‘Insanity is doing the same thing over and over again and expecting different results Clearly, Albert Einstein never met the government, or Pakistan’s sugar industry, when saying that, because even after the bitter experience under the PTI government, the government caved in to the sugar industry’s pressure and allowed the export of sugar. The result has been a shortage of the condiment just before Ramadan, with the result that the price has shot up from Rs 140 per kg to Ra 190, with projections that it could go up to Rs 249. The solution the government has come up with is the import of raw sugar, which will be processed into edible sugar by the very sugar mills whose exports have created the crisis in the first place.
Mill owners are claiming that this arrangement would allow them to operate their mills all year around, and thus to engage workers for longer than the present crushing-season-only employment. While this may attract a government looking for the provision of employment, it would repel one trying to keep prices down. When the effects are weighed on the employees of one sector, and the sentiments of anyone who buys sugar, which means everyone, it should be clear where the balance of votes should lie. However, the sugar lobby is apparently as powerful in this government, as in all others. It is perhaps no coincidence that the villain of the piece in the PTI government, Jehangir Khan Tareen. now heads a party, the Istehkam-i-Pakistan Party, which forms part of the ruling coalition. On the face of it, the consumer does not seem to benefit from a policy where sugar is exported and the n imported. It seems that what the country gains on the swings it loses on the cocoanuts. The desire to make the IMF happy by the increased sales tax revenue should not blind the government to the fact that sugar prices are now crushing the common man.

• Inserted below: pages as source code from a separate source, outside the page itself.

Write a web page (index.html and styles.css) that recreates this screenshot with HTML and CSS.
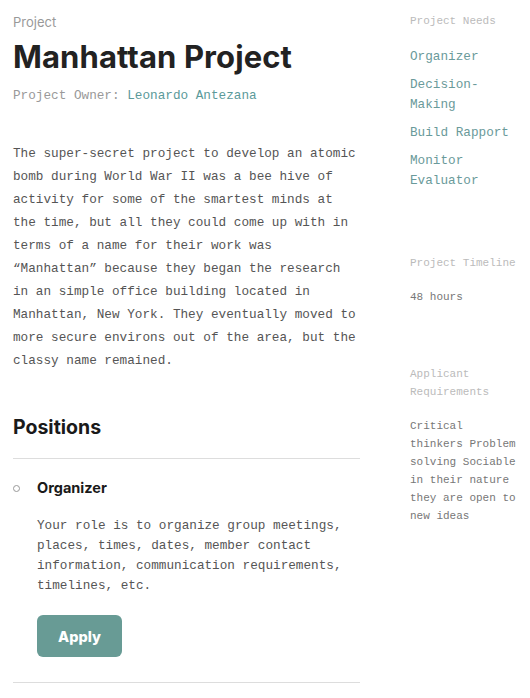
FILE: index.html
```html
<!DOCTYPE html>
<html>
<head>
<meta charset="utf-8">
<link rel="stylesheet" href="styles.css">
</head>
<body>
<div class="page">
  <main class="main">
    <div class="kicker">Project</div>
    <h1 class="title">Manhattan Project</h1>
    <div class="owner">Project Owner: <span class="owner-name">Leonardo Antezana</span></div>
    <p class="desc">The super-secret project to develop an atomic bomb during World War II was a bee hive of activity for some of the smartest minds at the time, but all they could come up with in terms of a name for their work was “Manhattan” because they began the research in an simple office building located in Manhattan, New York. They eventually moved to more secure environs out of the area, but the classy name remained.</p>
    <h2 class="section-title">Positions</h2>
    <ul class="positions">
      <li class="position">
        <h3 class="position-title">Organizer</h3>
        <p class="position-desc">Your role is to organize group meetings, places, times, dates, member contact information, communication requirements, timelines, etc.</p>
        <button class="apply">Apply</button>
      </li>
    </ul>
  </main>
  <aside class="side">
    <div class="side-block">
      <div class="side-label">Project Needs</div>
      <ul class="needs">
        <li>Organizer</li>
        <li>Decision-Making</li>
        <li>Build Rapport</li>
        <li>Monitor Evaluator</li>
      </ul>
    </div>
    <div class="side-block timeline">
      <div class="side-label">Project Timeline</div>
      <p class="side-text">48 hours</p>
    </div>
    <div class="side-block reqs">
      <div class="side-label">Applicant Requirements</div>
      <p class="side-text">Critical thinkers Problem solving Sociable in their nature they are open to new ideas</p>
    </div>
  </aside>
</div>
</body>
</html>
```

FILE: styles.css
```css
* { box-sizing: border-box; }
html, body { margin: 0; padding: 0; background: #fff; }
body { font-family: "Liberation Mono", monospace; color: #555; }

.page {
  display: flex;
  gap: 50px;
  padding: 13px 0 0 13px;
}
.main { width: 347px; flex: none; }
.side { width: 108px; flex: none; margin-top: -1px; }

.kicker {
  font-family: Inter, "Liberation Sans", sans-serif;
  font-size: 13px;
  color: #999;
  line-height: 18px;
}
.title {
  font-family: Inter, "Liberation Sans", sans-serif;
  font-weight: 700;
  font-size: 31px;
  line-height: 36px;
  color: #222;
  margin: 8px 0 12px;
  letter-spacing: 0.1px;
}
.owner {
  font-size: 12.7px;
  line-height: 18px;
  color: #999;
}
.owner-name { color: #5b9a9a; }
.desc {
  font-size: 12.7px;
  line-height: 23px;
  color: #555;
  margin: 37px 0 0;
}
.section-title {
  font-family: Inter, "Liberation Sans", sans-serif;
  font-weight: 700;
  font-size: 19.5px;
  line-height: 26px;
  color: #1a1a1a;
  margin: 42px 0 0;
  padding-bottom: 18px;
  border-bottom: 1px solid #ddd;
}
.positions {
  list-style: none;
  margin: 0;
  padding: 0;
  border-bottom: 1px solid #ddd;
}
.position {
  position: relative;
  padding: 19px 0 25px 24px;
}
.position::before {
  content: "";
  position: absolute;
  left: 0;
  top: 26px;
  width: 5px;
  height: 5px;
  border: 1px solid #999;
  border-radius: 50%;
}
.position-title {
  font-family: Inter, "Liberation Sans", sans-serif;
  font-weight: 700;
  font-size: 14.5px;
  line-height: 20px;
  color: #1a1a1a;
  margin: 0;
}
.position-desc {
  font-size: 12.7px;
  line-height: 20px;
  color: #555;
  margin: 18px 0 0;
}
.apply {
  display: block;
  margin-top: 19px;
  width: 85px;
  height: 42px;
  border: none;
  border-radius: 6px;
  background: #689b95;
  color: #fff;
  font-family: Inter, "Liberation Sans", sans-serif;
  font-weight: 800;
  font-size: 14.5px;
  cursor: pointer;
}

.side-label {
  font-size: 11px;
  line-height: 18px;
  color: #bbb;
}
.needs {
  list-style: none;
  margin: 17px 0 0;
  padding: 0;
  font-size: 12.7px;
  line-height: 20px;
  color: #6a9a9a;
}
.needs li { margin-bottom: 8px; }
.timeline { margin-top: 63px; }
.reqs { margin-top: 59px; }
.side-text {
  font-size: 11px;
  line-height: 18px;
  color: #777;
  margin: 16px 0 0;
}
```
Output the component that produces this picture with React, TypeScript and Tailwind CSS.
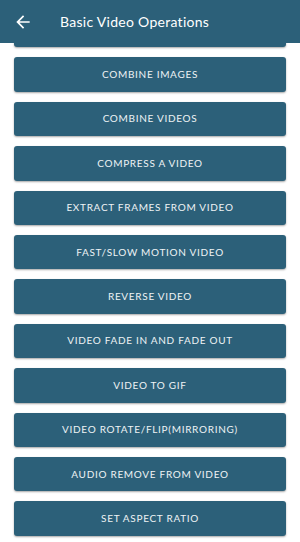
import React from "react";

const items = [
  "Combine Images",
  "Combine Videos",
  "Compress a Video",
  "Extract Frames From Video",
  "Fast/Slow Motion Video",
  "Reverse Video",
  "Video Fade In and Fade Out",
  "Video to GIF",
  "Video Rotate/Flip(Mirroring)",
  "Audio Remove From Video",
  "Set Aspect Ratio",
];

export default function App() {
  return (
    <div className="relative h-[542px] w-[300px] overflow-hidden bg-white" style={{ fontFamily: "Lato, 'Open Sans', sans-serif" }}>
      <div className="absolute left-0 top-0 z-10 flex h-[43px] w-full items-center bg-[#2c6079]">
        <svg className="ml-[13px]" width="20" height="20" viewBox="0 0 24 24" fill="#ffffff">
          <path d="M20 11H7.83l5.59-5.59L12 4l-8 8 8 8 1.41-1.41L7.83 13H20v-2z" />
        </svg>
        <span className="ml-[27px] text-[14px] tracking-[0.02em] text-white">Basic Video Operations</span>
      </div>
      <div className="flex flex-col gap-[10px] px-[14px] pt-[13px]">
        <div className="h-[34.4px] shrink-0 rounded-[3px] bg-[#2c6079] shadow-[0_1px_2px_rgba(0,0,0,0.35)]" />
        {items.map((t) => (
          <div
            key={t}
            className="flex h-[34.4px] shrink-0 items-center justify-center rounded-[3px] bg-[#2c6079] shadow-[0_1px_2px_rgba(0,0,0,0.35)]"
          >
            <span className="text-[10px] uppercase tracking-[0.07em] text-[#eef3f5]">{t}</span>
          </div>
        ))}
      </div>
    </div>
  );
}
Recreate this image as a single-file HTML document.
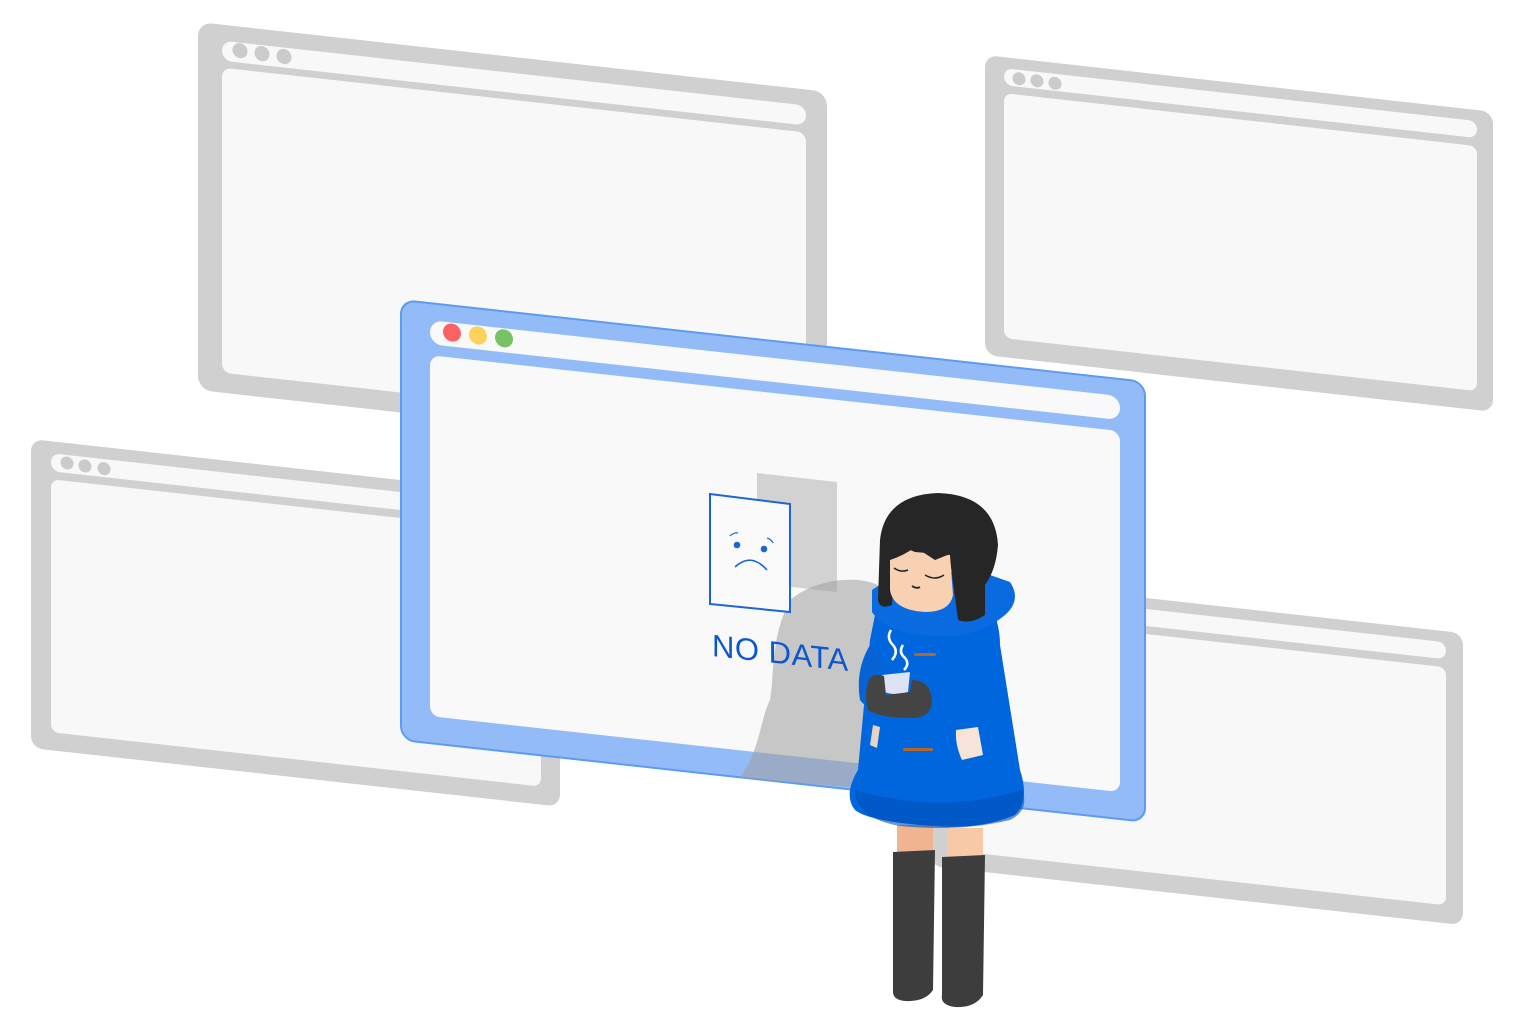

Sugar is crucial. It is not just a household item, but is also used across a huge array of other food products, to the extent that it is almost an industrial raw material. Because of this, when its price goes up, a wide range of other food products are bound to become dearer. All of these are widely used not just during Ramazan, but at Eid, whether cakes, sweetmeats or soft drinks. The government must think about the electoral consequences of placating what is after all a small lobby.